Gavin Newsom jetted off to the United Nations’ COP30 climate summit in Belém, Brazil this month and promptly set about lecturing America while California families pay the price for his policies. He has positioned himself as the global conscience on climate even as the people of his state struggle with sky-high energy costs, crime, and homelessness.
At the conference Newsom didn’t just attend — he attacked the federal government and President Trump for not showing up, calling Washington’s posture on climate an “abomination” and warning America not to be a “footnote.” That theatrical grandstanding is exactly what voters expect from a man eyeing a national profile, but it’s not leadership, it’s virtue-signaling on the taxpayer’s dime.
Newsom trumpeted California’s battery storage milestones and signed a handful of memorandums with foreign and subnational governments, trying to burnish his image as a climate crusader. Those deals and press conferences look good on camera, but they don’t fix the power grid failures or the skyrocketing utility bills Californians face when Green policies collide with reality.
Conservative voice Steve Hilton rightly called out that hypocrisy on Newsmax’s National Report, excoriating Newsom for flying off to global summits while failing to secure basic services at home.
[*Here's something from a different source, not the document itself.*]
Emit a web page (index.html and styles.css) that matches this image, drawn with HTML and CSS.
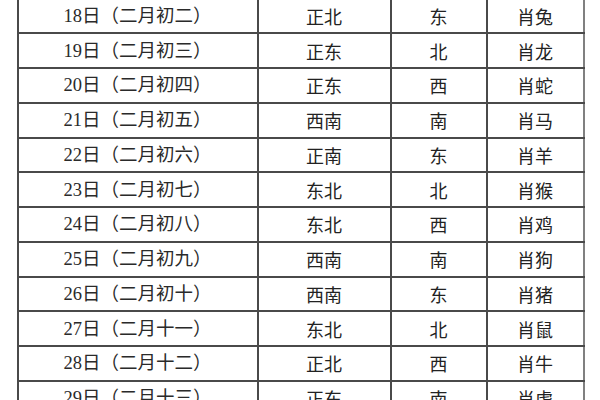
FILE: index.html
```html
<!DOCTYPE html>
<html lang="zh">
<head>
<meta charset="utf-8">
<link rel="stylesheet" href="styles.css">
</head>
<body>
<table class="tbl">
<colgroup><col class="c1"><col class="c2"><col class="c3"><col class="c4"></colgroup>
<tbody>
<tr><td class="date">18日（二月初二）</td><td>正北</td><td>东</td><td>肖兔</td></tr>
<tr><td class="date">19日（二月初三）</td><td>正东</td><td>北</td><td>肖龙</td></tr>
<tr><td class="date">20日（二月初四）</td><td>正东</td><td>西</td><td>肖蛇</td></tr>
<tr><td class="date">21日（二月初五）</td><td>西南</td><td>南</td><td>肖马</td></tr>
<tr><td class="date">22日（二月初六）</td><td>正南</td><td>东</td><td>肖羊</td></tr>
<tr><td class="date">23日（二月初七）</td><td>东北</td><td>北</td><td>肖猴</td></tr>
<tr><td class="date">24日（二月初八）</td><td>东北</td><td>西</td><td>肖鸡</td></tr>
<tr><td class="date">25日（二月初九）</td><td>西南</td><td>南</td><td>肖狗</td></tr>
<tr><td class="date">26日（二月初十）</td><td>西南</td><td>东</td><td>肖猪</td></tr>
<tr><td class="date">27日（二月十一）</td><td>东北</td><td>北</td><td>肖鼠</td></tr>
<tr><td class="date">28日（二月十二）</td><td>正北</td><td>西</td><td>肖牛</td></tr>
<tr><td class="date">29日（二月十三）</td><td>正东</td><td>南</td><td>肖虎</td></tr>
</tbody>
</table>
</body>
</html>
```
FILE: styles.css
```css
html, body {
  margin: 0;
  padding: 0;
  background: #ffffff;
  overflow: hidden;
}
.tbl {
  margin: -2.5px 0 0 16.5px;
  border-collapse: collapse;
  table-layout: fixed;
  width: 568px;
}
.c1 { width: 240px; }
.c2 { width: 133px; }
.c3 { width: 96px; }
.c4 { width: 97px; }
.tbl tr { height: 34.75px; }
.tbl td {
  border: 2px solid #4a4a4a;
  padding: 0;
  text-align: center;
  vertical-align: middle;
  font-family: "Noto Sans CJK SC", sans-serif;
  font-size: 18px;
  line-height: 20px;
  color: #222222;
}
.tbl td:last-child {
  border-right-color: #808080;
}
.tbl td.date {
  font-family: "Liberation Serif", "Noto Sans CJK SC", serif;
  font-size: 18.5px;
  color: #2a2a2a;
}
```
Hilton’s anger reflects what millions of everyday Californians feel: a governor more interested in global applause than practical results for hardworking families.
This isn’t about denying the environment matters; it’s about who pays the price when elite policymakers pursue utopian energy schemes. Newsom’s rhetoric in Brazil about reframing climate policy as an “affordability” issue rings hollow when his own rules and mandates have helped drive up costs for the very people he now lectures.
Patriots who love California — and America — should demand real accountability, not photo-ops at UN stages. If Newsom wants to lecture the world, fine — but first fix the grid, fix the schools, clear the streets, and stop treating Californians like props in his national ambitions.